Fire safety for oil storage

April 17, 2017

Composite floating beads provide a new way to suppress vapor and prevent fires in flammable liquids

Storing flammable liquids, particularly crude oil, with high vapor pressure poses difficult challenges for fire protection and fire safety. While existing codes for fire foam may be effective under the best conditions, they are largely ineffective in extremely cold conditions in which water is either scarce or frozen. This can pose extraordinary problems when active, water-based fire protection systems fail to perform. The problem is compounded in cold climates where temperatures of -40°F are common.

Engineered composite beads were developed to address the need for a non-water based fire protection solution for flammable liquids, particularly high vapor pressure crude oil. While initially developed for cold climates, the technology offers unique benefits that can be applied in virtually all climates and with different hydrocarbons, including liquefied petroleum gas (LPG) and liquefied natural gas (LNG), for mitigating a vapor cloud scenario using a relatively simple and passive method.
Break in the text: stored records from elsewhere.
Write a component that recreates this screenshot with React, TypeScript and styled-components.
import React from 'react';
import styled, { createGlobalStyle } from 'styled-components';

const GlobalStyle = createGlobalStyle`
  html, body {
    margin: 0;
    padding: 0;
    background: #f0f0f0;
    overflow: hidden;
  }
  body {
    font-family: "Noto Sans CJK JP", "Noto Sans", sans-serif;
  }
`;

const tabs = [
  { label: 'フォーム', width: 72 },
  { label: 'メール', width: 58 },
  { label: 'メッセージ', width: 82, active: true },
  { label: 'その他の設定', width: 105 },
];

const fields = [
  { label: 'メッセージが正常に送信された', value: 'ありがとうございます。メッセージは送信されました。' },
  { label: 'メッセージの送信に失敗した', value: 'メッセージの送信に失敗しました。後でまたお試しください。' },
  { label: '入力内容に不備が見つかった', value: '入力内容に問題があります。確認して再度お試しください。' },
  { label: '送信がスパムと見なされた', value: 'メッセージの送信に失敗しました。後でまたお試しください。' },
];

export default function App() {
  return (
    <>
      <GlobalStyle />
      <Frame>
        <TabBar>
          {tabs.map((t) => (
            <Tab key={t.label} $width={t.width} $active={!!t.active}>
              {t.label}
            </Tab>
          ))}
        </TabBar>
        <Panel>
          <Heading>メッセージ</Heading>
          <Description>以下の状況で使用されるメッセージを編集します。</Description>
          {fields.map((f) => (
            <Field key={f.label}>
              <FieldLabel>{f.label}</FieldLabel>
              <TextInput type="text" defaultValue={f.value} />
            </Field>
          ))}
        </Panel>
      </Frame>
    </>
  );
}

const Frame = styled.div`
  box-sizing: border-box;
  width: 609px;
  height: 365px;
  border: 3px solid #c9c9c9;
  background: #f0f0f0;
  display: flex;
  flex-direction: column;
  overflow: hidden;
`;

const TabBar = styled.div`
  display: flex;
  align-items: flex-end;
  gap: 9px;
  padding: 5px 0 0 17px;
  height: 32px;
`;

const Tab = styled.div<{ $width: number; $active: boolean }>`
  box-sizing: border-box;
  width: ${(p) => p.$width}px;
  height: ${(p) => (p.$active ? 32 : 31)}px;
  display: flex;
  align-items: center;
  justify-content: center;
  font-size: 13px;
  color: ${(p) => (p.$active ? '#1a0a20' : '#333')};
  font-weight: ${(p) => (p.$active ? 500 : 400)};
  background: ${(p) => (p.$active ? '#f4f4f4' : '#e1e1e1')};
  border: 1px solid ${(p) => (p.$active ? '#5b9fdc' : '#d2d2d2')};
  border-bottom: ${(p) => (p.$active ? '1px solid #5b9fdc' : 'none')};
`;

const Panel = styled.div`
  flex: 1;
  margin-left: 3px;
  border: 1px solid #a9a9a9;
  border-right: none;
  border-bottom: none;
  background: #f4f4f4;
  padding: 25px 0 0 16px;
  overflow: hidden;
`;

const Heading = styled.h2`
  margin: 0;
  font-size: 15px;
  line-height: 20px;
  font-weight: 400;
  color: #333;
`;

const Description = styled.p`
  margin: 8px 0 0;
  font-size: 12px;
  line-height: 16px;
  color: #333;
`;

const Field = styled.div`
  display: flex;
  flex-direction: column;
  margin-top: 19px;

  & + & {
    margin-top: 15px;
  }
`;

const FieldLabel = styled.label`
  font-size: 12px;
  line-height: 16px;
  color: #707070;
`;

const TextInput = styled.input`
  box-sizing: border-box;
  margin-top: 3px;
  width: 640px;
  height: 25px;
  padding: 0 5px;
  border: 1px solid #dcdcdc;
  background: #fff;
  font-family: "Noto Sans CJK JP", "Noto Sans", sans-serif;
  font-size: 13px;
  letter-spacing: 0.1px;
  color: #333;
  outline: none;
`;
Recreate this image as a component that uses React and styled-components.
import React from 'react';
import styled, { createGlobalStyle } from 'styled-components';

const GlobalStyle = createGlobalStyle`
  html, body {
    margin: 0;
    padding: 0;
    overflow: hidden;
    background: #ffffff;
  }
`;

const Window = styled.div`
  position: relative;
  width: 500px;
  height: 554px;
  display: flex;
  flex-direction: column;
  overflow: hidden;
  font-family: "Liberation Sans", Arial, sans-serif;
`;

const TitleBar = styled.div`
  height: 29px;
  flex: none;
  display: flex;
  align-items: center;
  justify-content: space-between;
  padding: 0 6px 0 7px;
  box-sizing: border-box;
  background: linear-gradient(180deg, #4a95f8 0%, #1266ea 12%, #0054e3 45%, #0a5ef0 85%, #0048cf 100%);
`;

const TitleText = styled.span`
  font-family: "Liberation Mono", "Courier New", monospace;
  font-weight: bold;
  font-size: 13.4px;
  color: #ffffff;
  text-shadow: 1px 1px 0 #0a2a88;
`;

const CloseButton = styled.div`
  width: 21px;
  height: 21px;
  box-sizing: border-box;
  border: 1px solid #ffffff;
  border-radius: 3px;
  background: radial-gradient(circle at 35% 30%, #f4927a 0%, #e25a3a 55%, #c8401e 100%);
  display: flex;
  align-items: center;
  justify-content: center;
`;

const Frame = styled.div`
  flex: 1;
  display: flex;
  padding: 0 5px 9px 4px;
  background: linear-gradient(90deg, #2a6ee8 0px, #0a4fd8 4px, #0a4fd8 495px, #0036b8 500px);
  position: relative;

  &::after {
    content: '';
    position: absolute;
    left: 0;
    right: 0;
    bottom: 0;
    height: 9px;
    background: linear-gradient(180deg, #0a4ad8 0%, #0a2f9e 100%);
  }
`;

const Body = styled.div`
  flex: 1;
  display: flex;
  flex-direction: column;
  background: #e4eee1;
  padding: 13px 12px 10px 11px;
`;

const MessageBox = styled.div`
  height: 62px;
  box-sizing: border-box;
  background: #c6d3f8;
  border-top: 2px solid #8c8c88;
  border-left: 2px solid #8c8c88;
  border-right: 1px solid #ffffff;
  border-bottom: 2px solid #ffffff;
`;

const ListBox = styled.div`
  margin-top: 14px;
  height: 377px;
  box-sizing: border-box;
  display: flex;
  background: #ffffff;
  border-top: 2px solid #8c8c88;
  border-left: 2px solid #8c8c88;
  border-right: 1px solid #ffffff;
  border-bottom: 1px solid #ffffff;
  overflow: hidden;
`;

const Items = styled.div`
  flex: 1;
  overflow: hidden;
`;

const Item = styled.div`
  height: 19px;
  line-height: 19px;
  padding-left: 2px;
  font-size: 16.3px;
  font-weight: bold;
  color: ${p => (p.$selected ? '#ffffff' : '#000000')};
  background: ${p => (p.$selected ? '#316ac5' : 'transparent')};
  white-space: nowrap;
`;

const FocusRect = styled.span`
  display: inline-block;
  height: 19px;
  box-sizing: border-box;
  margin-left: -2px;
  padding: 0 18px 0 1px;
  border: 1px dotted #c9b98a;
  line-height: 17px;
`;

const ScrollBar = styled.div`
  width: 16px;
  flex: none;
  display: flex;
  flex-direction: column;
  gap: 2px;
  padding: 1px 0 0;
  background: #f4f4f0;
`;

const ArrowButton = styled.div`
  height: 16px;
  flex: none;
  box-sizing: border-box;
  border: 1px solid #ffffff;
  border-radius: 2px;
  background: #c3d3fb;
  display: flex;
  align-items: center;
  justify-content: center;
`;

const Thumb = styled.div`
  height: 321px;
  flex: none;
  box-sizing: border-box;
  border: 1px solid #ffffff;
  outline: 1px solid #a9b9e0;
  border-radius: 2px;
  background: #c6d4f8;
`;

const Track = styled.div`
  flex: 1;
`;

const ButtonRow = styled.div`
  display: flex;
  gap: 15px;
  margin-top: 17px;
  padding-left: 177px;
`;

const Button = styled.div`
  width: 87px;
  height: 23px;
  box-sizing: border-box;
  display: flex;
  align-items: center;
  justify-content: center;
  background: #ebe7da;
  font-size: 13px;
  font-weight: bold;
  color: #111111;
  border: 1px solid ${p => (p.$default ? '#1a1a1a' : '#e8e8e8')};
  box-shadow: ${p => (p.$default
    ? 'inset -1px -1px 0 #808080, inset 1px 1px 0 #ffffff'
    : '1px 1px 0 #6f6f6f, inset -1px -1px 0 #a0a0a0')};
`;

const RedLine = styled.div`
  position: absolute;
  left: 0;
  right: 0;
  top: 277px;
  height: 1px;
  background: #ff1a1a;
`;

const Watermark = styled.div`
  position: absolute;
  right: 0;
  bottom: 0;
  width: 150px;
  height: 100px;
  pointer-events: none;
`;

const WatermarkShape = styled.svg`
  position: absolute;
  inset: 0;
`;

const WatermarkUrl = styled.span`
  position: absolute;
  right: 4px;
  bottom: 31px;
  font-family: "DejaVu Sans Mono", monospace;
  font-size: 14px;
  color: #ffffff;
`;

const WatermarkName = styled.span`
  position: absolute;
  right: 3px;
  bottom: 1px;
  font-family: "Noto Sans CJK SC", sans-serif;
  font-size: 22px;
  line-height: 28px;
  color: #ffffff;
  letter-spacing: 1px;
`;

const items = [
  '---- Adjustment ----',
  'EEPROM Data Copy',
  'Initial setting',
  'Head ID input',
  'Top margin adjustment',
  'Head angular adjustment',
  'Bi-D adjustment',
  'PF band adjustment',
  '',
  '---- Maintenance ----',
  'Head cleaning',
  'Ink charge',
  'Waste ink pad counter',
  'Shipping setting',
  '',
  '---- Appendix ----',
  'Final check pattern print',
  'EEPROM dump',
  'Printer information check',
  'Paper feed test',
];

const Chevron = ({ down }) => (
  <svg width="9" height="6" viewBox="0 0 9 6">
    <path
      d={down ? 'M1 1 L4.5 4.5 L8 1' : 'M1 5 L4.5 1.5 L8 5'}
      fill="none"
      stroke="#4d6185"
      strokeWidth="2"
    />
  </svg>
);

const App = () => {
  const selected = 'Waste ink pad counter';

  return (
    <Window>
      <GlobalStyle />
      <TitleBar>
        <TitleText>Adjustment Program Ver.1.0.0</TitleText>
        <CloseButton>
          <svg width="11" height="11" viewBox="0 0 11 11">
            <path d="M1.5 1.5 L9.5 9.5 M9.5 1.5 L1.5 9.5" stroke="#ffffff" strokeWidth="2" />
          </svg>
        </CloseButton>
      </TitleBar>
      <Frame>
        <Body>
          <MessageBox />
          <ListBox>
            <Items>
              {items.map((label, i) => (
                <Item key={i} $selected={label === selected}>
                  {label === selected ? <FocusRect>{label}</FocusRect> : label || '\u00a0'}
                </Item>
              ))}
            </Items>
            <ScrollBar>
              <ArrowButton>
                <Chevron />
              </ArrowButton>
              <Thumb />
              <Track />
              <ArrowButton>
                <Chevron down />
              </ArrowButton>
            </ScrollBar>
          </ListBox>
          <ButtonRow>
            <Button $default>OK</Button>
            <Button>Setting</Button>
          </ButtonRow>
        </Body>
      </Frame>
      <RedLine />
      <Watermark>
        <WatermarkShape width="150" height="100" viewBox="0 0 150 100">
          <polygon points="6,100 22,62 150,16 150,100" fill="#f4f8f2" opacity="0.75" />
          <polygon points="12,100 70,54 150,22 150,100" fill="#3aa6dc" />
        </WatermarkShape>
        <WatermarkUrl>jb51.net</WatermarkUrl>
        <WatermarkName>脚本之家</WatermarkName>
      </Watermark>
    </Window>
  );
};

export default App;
The technology also shows potential to change the paradigm of how to deal with flammable liquid storage tank fires.

Background & testing

Engineered composite beads are an innovation of syntactic foams that are commonly used for buoyancy, thermal protection and a host of other applications. The syntactic foams discussed in this article are called composite beads. They are defined as being comprised of hollow spheres combined with a resin. Once cured, this combination produces a useful shape that is stable, rigid and lightweight.

The resulting composite bead tolerates continuous, long-term exposure to hydrocarbons of many sorts including toluene, crude oils, diesel, ethanol, acetone and gasoline. In addition, when beads are exposed to high temperatures, such as those that occur during a fire, they will intumesce, creating a thermal barrier, protecting the underlying beads. The beads exposed to fire expand and interlock with adjacent beads creating a crust that forms a tighter vapor barrier.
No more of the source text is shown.